== Exercise description ==
Write out the whole listing word for word.

•••

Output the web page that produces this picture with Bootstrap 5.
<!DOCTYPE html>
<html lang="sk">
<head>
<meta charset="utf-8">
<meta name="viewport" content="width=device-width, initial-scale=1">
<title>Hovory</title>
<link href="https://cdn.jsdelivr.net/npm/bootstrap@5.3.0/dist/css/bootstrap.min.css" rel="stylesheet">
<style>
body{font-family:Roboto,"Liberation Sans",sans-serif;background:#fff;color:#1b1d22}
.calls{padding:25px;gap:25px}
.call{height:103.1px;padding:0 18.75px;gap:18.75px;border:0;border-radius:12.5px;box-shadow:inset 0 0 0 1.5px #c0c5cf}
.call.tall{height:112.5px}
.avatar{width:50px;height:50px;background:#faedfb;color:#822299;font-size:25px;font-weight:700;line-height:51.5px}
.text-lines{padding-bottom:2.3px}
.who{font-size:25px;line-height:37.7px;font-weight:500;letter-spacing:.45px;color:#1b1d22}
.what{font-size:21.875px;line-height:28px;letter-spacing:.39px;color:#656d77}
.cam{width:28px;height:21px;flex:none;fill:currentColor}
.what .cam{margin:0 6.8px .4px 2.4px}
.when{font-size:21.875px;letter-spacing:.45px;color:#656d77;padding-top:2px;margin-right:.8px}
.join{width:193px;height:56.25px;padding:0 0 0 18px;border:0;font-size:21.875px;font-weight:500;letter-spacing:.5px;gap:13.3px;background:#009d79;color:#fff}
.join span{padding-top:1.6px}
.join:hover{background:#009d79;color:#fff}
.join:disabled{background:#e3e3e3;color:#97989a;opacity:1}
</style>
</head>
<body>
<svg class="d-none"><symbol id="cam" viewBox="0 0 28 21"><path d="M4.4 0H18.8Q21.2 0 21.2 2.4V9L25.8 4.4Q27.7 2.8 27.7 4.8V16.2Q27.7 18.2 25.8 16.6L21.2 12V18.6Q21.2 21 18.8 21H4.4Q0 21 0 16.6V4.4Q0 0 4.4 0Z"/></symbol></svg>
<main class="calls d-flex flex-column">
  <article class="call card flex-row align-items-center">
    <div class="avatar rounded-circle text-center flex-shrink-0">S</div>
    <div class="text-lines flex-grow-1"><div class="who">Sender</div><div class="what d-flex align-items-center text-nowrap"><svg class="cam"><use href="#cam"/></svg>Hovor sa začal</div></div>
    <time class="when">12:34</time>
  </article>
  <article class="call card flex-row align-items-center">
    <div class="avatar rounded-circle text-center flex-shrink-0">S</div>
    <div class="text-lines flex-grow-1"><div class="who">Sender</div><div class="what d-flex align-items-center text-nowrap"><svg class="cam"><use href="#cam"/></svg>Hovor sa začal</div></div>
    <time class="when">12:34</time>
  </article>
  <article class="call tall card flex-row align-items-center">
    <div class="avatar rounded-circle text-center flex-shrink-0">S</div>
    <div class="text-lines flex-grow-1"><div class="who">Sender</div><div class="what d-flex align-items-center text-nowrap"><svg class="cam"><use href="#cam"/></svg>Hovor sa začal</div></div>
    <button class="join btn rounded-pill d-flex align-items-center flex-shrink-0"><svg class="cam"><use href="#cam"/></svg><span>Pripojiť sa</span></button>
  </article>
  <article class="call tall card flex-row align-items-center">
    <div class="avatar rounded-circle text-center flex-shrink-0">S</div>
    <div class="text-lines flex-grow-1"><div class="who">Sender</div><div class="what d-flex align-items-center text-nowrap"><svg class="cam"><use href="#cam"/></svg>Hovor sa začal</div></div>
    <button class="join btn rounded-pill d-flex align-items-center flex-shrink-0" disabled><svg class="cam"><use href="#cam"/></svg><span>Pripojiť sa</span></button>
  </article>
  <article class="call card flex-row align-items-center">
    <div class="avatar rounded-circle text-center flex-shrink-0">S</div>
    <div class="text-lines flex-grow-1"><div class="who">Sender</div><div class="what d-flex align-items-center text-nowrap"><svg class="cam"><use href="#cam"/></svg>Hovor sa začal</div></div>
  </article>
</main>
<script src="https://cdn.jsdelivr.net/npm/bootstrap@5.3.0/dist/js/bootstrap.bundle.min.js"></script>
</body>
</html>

•••

== Solution for this exercise ==
Output the web page that produces this picture with Bootstrap 5.
<!DOCTYPE html>
<html lang="sk">
<head>
<meta charset="utf-8">
<meta name="viewport" content="width=device-width, initial-scale=1">
<title>Hovory</title>
<link href="https://cdn.jsdelivr.net/npm/bootstrap@5.3.0/dist/css/bootstrap.min.css" rel="stylesheet">
<style>
body{font-family:Roboto,"Liberation Sans",sans-serif;background:#fff;color:#1b1d22}
.calls{padding:25px;gap:25px}
.call{height:103.1px;padding:0 18.75px;gap:18.75px;border:0;border-radius:12.5px;box-shadow:inset 0 0 0 1.5px #c0c5cf}
.call.tall{height:112.5px}
.avatar{width:50px;height:50px;background:#faedfb;color:#822299;font-size:25px;font-weight:700;line-height:51.5px}
.text-lines{padding-bottom:2.3px}
.who{font-size:25px;line-height:37.7px;font-weight:500;letter-spacing:.45px;color:#1b1d22}
.what{font-size:21.875px;line-height:28px;letter-spacing:.39px;color:#656d77}
.cam{width:28px;height:21px;flex:none;fill:currentColor}
.what .cam{margin:0 6.8px .4px 2.4px}
.when{font-size:21.875px;letter-spacing:.45px;color:#656d77;padding-top:2px;margin-right:.8px}
.join{width:193px;height:56.25px;padding:0 0 0 18px;border:0;font-size:21.875px;font-weight:500;letter-spacing:.5px;gap:13.3px;background:#009d79;color:#fff}
.join span{padding-top:1.6px}
.join:hover{background:#009d79;color:#fff}
.join:disabled{background:#e3e3e3;color:#97989a;opacity:1}
</style>
</head>
<body>
<svg class="d-none"><symbol id="cam" viewBox="0 0 28 21"><path d="M4.4 0H18.8Q21.2 0 21.2 2.4V9L25.8 4.4Q27.7 2.8 27.7 4.8V16.2Q27.7 18.2 25.8 16.6L21.2 12V18.6Q21.2 21 18.8 21H4.4Q0 21 0 16.6V4.4Q0 0 4.4 0Z"/></symbol></svg>
<main class="calls d-flex flex-column">
  <article class="call card flex-row align-items-center">
    <div class="avatar rounded-circle text-center flex-shrink-0">S</div>
    <div class="text-lines flex-grow-1"><div class="who">Sender</div><div class="what d-flex align-items-center text-nowrap"><svg class="cam"><use href="#cam"/></svg>Hovor sa začal</div></div>
    <time class="when">12:34</time>
  </article>
  <article class="call card flex-row align-items-center">
    <div class="avatar rounded-circle text-center flex-shrink-0">S</div>
    <div class="text-lines flex-grow-1"><div class="who">Sender</div><div class="what d-flex align-items-center text-nowrap"><svg class="cam"><use href="#cam"/></svg>Hovor sa začal</div></div>
    <time class="when">12:34</time>
  </article>
  <article class="call tall card flex-row align-items-center">
    <div class="avatar rounded-circle text-center flex-shrink-0">S</div>
    <div class="text-lines flex-grow-1"><div class="who">Sender</div><div class="what d-flex align-items-center text-nowrap"><svg class="cam"><use href="#cam"/></svg>Hovor sa začal</div></div>
    <button class="join btn rounded-pill d-flex align-items-center flex-shrink-0"><svg class="cam"><use href="#cam"/></svg><span>Pripojiť sa</span></button>
  </article>
  <article class="call tall card flex-row align-items-center">
    <div class="avatar rounded-circle text-center flex-shrink-0">S</div>
    <div class="text-lines flex-grow-1"><div class="who">Sender</div><div class="what d-flex align-items-center text-nowrap"><svg class="cam"><use href="#cam"/></svg>Hovor sa začal</div></div>
    <button class="join btn rounded-pill d-flex align-items-center flex-shrink-0" disabled><svg class="cam"><use href="#cam"/></svg><span>Pripojiť sa</span></button>
  </article>
  <article class="call card flex-row align-items-center">
    <div class="avatar rounded-circle text-center flex-shrink-0">S</div>
    <div class="text-lines flex-grow-1"><div class="who">Sender</div><div class="what d-flex align-items-center text-nowrap"><svg class="cam"><use href="#cam"/></svg>Hovor sa začal</div></div>
  </article>
</main>
<script src="https://cdn.jsdelivr.net/npm/bootstrap@5.3.0/dist/js/bootstrap.bundle.min.js"></script>
</body>
</html>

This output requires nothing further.